-- start of Data provided --
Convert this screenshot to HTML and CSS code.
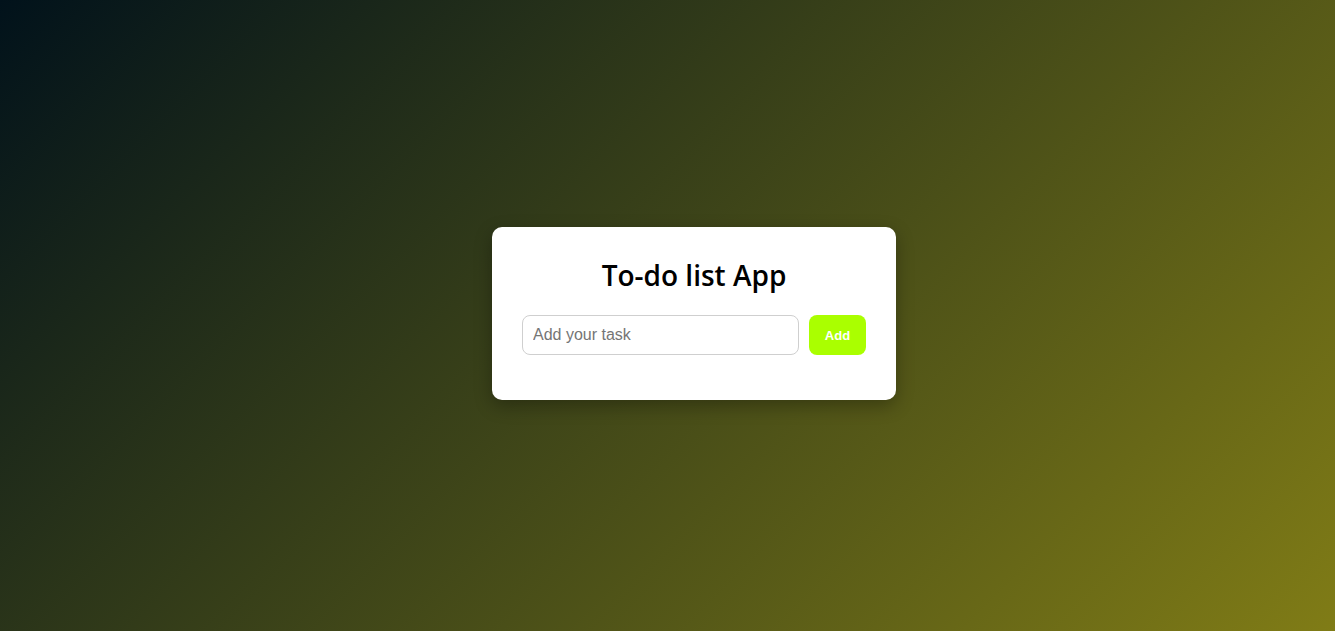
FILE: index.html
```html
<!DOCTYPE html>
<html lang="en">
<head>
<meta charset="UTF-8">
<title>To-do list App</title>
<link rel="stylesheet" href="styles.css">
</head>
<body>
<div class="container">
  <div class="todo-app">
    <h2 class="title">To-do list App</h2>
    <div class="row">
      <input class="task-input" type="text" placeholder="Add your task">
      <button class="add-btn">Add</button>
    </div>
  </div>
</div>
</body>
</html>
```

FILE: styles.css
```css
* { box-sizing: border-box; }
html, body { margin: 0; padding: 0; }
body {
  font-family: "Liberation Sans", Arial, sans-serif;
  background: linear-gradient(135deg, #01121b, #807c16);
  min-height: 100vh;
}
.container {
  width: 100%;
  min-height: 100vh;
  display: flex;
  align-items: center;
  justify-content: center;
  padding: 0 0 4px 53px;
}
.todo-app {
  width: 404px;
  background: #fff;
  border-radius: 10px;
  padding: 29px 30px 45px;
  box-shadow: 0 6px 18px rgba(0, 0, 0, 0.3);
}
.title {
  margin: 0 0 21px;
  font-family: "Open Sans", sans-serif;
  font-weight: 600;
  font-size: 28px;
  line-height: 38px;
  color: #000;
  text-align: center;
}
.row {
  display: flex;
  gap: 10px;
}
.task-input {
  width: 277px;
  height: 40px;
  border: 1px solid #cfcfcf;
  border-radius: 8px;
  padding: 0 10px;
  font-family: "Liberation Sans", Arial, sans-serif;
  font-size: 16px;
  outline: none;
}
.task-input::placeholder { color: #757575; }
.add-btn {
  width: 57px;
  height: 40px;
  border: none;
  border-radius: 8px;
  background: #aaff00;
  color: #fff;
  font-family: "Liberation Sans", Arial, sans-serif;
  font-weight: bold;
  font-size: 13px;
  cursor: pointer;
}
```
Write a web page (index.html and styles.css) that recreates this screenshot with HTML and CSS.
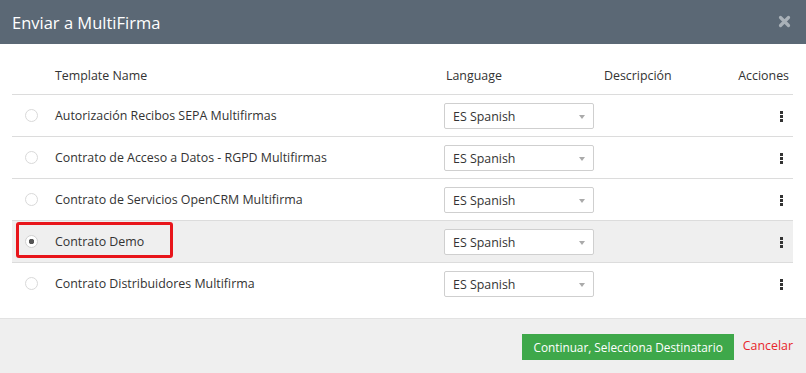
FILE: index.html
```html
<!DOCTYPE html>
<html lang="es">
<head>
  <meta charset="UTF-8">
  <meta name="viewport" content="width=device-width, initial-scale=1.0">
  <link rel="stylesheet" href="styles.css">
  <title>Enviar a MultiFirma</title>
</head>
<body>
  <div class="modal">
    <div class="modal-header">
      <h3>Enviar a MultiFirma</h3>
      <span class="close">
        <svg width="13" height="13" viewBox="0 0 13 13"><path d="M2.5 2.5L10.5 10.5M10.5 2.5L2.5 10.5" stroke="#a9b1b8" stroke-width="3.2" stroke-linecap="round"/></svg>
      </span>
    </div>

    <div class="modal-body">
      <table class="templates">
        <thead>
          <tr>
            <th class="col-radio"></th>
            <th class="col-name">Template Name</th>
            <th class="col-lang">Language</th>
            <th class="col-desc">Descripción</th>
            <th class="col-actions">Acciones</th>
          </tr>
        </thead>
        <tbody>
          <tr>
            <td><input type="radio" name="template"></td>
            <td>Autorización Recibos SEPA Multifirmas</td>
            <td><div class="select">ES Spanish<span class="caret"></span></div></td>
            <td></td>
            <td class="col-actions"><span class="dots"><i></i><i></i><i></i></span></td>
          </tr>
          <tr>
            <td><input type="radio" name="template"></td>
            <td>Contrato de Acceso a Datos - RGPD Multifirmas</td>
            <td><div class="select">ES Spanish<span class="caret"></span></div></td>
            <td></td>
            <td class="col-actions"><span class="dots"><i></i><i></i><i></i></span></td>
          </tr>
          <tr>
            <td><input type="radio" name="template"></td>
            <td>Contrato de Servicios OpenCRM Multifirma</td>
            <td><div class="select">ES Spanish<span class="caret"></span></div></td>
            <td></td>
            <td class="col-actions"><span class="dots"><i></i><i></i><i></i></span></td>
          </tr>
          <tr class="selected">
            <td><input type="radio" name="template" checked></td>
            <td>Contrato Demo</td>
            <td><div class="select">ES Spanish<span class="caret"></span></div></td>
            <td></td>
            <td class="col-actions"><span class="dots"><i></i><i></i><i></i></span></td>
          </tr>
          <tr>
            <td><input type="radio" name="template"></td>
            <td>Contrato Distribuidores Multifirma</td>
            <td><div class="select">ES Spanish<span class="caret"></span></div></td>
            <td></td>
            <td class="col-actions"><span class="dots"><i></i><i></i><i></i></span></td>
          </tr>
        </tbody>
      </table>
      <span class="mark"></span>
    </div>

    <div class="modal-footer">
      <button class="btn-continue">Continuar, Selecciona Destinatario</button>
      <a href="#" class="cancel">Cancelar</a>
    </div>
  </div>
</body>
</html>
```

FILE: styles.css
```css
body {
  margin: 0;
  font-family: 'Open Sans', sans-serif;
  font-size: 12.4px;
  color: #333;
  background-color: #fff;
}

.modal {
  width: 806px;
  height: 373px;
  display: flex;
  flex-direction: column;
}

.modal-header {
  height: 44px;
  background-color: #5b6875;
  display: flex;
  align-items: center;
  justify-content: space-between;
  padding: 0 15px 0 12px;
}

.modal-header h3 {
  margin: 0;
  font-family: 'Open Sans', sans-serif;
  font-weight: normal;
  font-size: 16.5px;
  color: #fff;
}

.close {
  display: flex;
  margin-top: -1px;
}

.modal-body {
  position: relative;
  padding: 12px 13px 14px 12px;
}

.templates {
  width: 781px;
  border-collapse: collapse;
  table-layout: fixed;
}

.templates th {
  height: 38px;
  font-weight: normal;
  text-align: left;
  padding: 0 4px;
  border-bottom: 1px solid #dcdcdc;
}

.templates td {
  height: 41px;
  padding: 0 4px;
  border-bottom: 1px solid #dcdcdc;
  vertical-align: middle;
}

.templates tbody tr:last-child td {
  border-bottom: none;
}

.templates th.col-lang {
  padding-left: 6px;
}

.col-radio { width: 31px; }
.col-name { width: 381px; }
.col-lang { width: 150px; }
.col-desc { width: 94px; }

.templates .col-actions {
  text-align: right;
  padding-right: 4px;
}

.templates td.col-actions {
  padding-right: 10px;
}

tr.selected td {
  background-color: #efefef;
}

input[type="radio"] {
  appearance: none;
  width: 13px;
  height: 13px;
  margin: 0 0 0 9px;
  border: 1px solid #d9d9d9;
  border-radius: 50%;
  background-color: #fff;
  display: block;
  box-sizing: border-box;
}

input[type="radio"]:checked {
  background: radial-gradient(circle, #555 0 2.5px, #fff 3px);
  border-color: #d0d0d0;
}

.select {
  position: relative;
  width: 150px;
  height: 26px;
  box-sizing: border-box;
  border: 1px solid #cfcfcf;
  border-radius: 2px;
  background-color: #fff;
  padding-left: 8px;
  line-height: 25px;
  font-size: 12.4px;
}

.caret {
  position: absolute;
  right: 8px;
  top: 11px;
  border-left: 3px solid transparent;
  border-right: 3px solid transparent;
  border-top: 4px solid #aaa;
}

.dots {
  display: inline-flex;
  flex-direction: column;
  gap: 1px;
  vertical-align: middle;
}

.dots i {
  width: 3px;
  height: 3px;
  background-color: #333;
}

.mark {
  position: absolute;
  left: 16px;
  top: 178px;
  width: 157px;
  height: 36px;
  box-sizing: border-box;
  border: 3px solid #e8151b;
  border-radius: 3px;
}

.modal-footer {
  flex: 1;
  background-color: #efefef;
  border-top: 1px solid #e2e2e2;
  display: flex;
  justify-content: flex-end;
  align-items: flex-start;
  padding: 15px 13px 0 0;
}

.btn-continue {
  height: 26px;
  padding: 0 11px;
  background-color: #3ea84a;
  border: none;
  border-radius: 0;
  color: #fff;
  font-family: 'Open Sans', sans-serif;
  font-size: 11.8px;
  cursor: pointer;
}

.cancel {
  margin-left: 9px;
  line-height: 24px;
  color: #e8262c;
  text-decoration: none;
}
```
-- end of Data provided --
**The exercise**.
Reproduce every entry word for word, but omit the pictures.

**Worked solution**.
Convert this screenshot to HTML and CSS code.
FILE: index.html
```html
<!DOCTYPE html>
<html lang="en">
<head>
<meta charset="UTF-8">
<title>To-do list App</title>
<link rel="stylesheet" href="styles.css">
</head>
<body>
<div class="container">
  <div class="todo-app">
    <h2 class="title">To-do list App</h2>
    <div class="row">
      <input class="task-input" type="text" placeholder="Add your task">
      <button class="add-btn">Add</button>
    </div>
  </div>
</div>
</body>
</html>
```

FILE: styles.css
```css
* { box-sizing: border-box; }
html, body { margin: 0; padding: 0; }
body {
  font-family: "Liberation Sans", Arial, sans-serif;
  background: linear-gradient(135deg, #01121b, #807c16);
  min-height: 100vh;
}
.container {
  width: 100%;
  min-height: 100vh;
  display: flex;
  align-items: center;
  justify-content: center;
  padding: 0 0 4px 53px;
}
.todo-app {
  width: 404px;
  background: #fff;
  border-radius: 10px;
  padding: 29px 30px 45px;
  box-shadow: 0 6px 18px rgba(0, 0, 0, 0.3);
}
.title {
  margin: 0 0 21px;
  font-family: "Open Sans", sans-serif;
  font-weight: 600;
  font-size: 28px;
  line-height: 38px;
  color: #000;
  text-align: center;
}
.row {
  display: flex;
  gap: 10px;
}
.task-input {
  width: 277px;
  height: 40px;
  border: 1px solid #cfcfcf;
  border-radius: 8px;
  padding: 0 10px;
  font-family: "Liberation Sans", Arial, sans-serif;
  font-size: 16px;
  outline: none;
}
.task-input::placeholder { color: #757575; }
.add-btn {
  width: 57px;
  height: 40px;
  border: none;
  border-radius: 8px;
  background: #aaff00;
  color: #fff;
  font-family: "Liberation Sans", Arial, sans-serif;
  font-weight: bold;
  font-size: 13px;
  cursor: pointer;
}
```
Write a web page (index.html and styles.css) that recreates this screenshot with HTML and CSS.
FILE: index.html
```html
<!DOCTYPE html>
<html lang="es">
<head>
  <meta charset="UTF-8">
  <meta name="viewport" content="width=device-width, initial-scale=1.0">
  <link rel="stylesheet" href="styles.css">
  <title>Enviar a MultiFirma</title>
</head>
<body>
  <div class="modal">
    <div class="modal-header">
      <h3>Enviar a MultiFirma</h3>
      <span class="close">
        <svg width="13" height="13" viewBox="0 0 13 13"><path d="M2.5 2.5L10.5 10.5M10.5 2.5L2.5 10.5" stroke="#a9b1b8" stroke-width="3.2" stroke-linecap="round"/></svg>
      </span>
    </div>

    <div class="modal-body">
      <table class="templates">
        <thead>
          <tr>
            <th class="col-radio"></th>
            <th class="col-name">Template Name</th>
            <th class="col-lang">Language</th>
            <th class="col-desc">Descripción</th>
            <th class="col-actions">Acciones</th>
          </tr>
        </thead>
        <tbody>
          <tr>
            <td><input type="radio" name="template"></td>
            <td>Autorización Recibos SEPA Multifirmas</td>
            <td><div class="select">ES Spanish<span class="caret"></span></div></td>
            <td></td>
            <td class="col-actions"><span class="dots"><i></i><i></i><i></i></span></td>
          </tr>
          <tr>
            <td><input type="radio" name="template"></td>
            <td>Contrato de Acceso a Datos - RGPD Multifirmas</td>
            <td><div class="select">ES Spanish<span class="caret"></span></div></td>
            <td></td>
            <td class="col-actions"><span class="dots"><i></i><i></i><i></i></span></td>
          </tr>
          <tr>
            <td><input type="radio" name="template"></td>
            <td>Contrato de Servicios OpenCRM Multifirma</td>
            <td><div class="select">ES Spanish<span class="caret"></span></div></td>
            <td></td>
            <td class="col-actions"><span class="dots"><i></i><i></i><i></i></span></td>
          </tr>
          <tr class="selected">
            <td><input type="radio" name="template" checked></td>
            <td>Contrato Demo</td>
            <td><div class="select">ES Spanish<span class="caret"></span></div></td>
            <td></td>
            <td class="col-actions"><span class="dots"><i></i><i></i><i></i></span></td>
          </tr>
          <tr>
            <td><input type="radio" name="template"></td>
            <td>Contrato Distribuidores Multifirma</td>
            <td><div class="select">ES Spanish<span class="caret"></span></div></td>
            <td></td>
            <td class="col-actions"><span class="dots"><i></i><i></i><i></i></span></td>
          </tr>
        </tbody>
      </table>
      <span class="mark"></span>
    </div>

    <div class="modal-footer">
      <button class="btn-continue">Continuar, Selecciona Destinatario</button>
      <a href="#" class="cancel">Cancelar</a>
    </div>
  </div>
</body>
</html>
```

FILE: styles.css
```css
body {
  margin: 0;
  font-family: 'Open Sans', sans-serif;
  font-size: 12.4px;
  color: #333;
  background-color: #fff;
}

.modal {
  width: 806px;
  height: 373px;
  display: flex;
  flex-direction: column;
}

.modal-header {
  height: 44px;
  background-color: #5b6875;
  display: flex;
  align-items: center;
  justify-content: space-between;
  padding: 0 15px 0 12px;
}

.modal-header h3 {
  margin: 0;
  font-family: 'Open Sans', sans-serif;
  font-weight: normal;
  font-size: 16.5px;
  color: #fff;
}

.close {
  display: flex;
  margin-top: -1px;
}

.modal-body {
  position: relative;
  padding: 12px 13px 14px 12px;
}

.templates {
  width: 781px;
  border-collapse: collapse;
  table-layout: fixed;
}

.templates th {
  height: 38px;
  font-weight: normal;
  text-align: left;
  padding: 0 4px;
  border-bottom: 1px solid #dcdcdc;
}

.templates td {
  height: 41px;
  padding: 0 4px;
  border-bottom: 1px solid #dcdcdc;
  vertical-align: middle;
}

.templates tbody tr:last-child td {
  border-bottom: none;
}

.templates th.col-lang {
  padding-left: 6px;
}

.col-radio { width: 31px; }
.col-name { width: 381px; }
.col-lang { width: 150px; }
.col-desc { width: 94px; }

.templates .col-actions {
  text-align: right;
  padding-right: 4px;
}

.templates td.col-actions {
  padding-right: 10px;
}

tr.selected td {
  background-color: #efefef;
}

input[type="radio"] {
  appearance: none;
  width: 13px;
  height: 13px;
  margin: 0 0 0 9px;
  border: 1px solid #d9d9d9;
  border-radius: 50%;
  background-color: #fff;
  display: block;
  box-sizing: border-box;
}

input[type="radio"]:checked {
  background: radial-gradient(circle, #555 0 2.5px, #fff 3px);
  border-color: #d0d0d0;
}

.select {
  position: relative;
  width: 150px;
  height: 26px;
  box-sizing: border-box;
  border: 1px solid #cfcfcf;
  border-radius: 2px;
  background-color: #fff;
  padding-left: 8px;
  line-height: 25px;
  font-size: 12.4px;
}

.caret {
  position: absolute;
  right: 8px;
  top: 11px;
  border-left: 3px solid transparent;
  border-right: 3px solid transparent;
  border-top: 4px solid #aaa;
}

.dots {
  display: inline-flex;
  flex-direction: column;
  gap: 1px;
  vertical-align: middle;
}

.dots i {
  width: 3px;
  height: 3px;
  background-color: #333;
}

.mark {
  position: absolute;
  left: 16px;
  top: 178px;
  width: 157px;
  height: 36px;
  box-sizing: border-box;
  border: 3px solid #e8151b;
  border-radius: 3px;
}

.modal-footer {
  flex: 1;
  background-color: #efefef;
  border-top: 1px solid #e2e2e2;
  display: flex;
  justify-content: flex-end;
  align-items: flex-start;
  padding: 15px 13px 0 0;
}

.btn-continue {
  height: 26px;
  padding: 0 11px;
  background-color: #3ea84a;
  border: none;
  border-radius: 0;
  color: #fff;
  font-family: 'Open Sans', sans-serif;
  font-size: 11.8px;
  cursor: pointer;
}

.cancel {
  margin-left: 9px;
  line-height: 24px;
  color: #e8262c;
  text-decoration: none;
}
```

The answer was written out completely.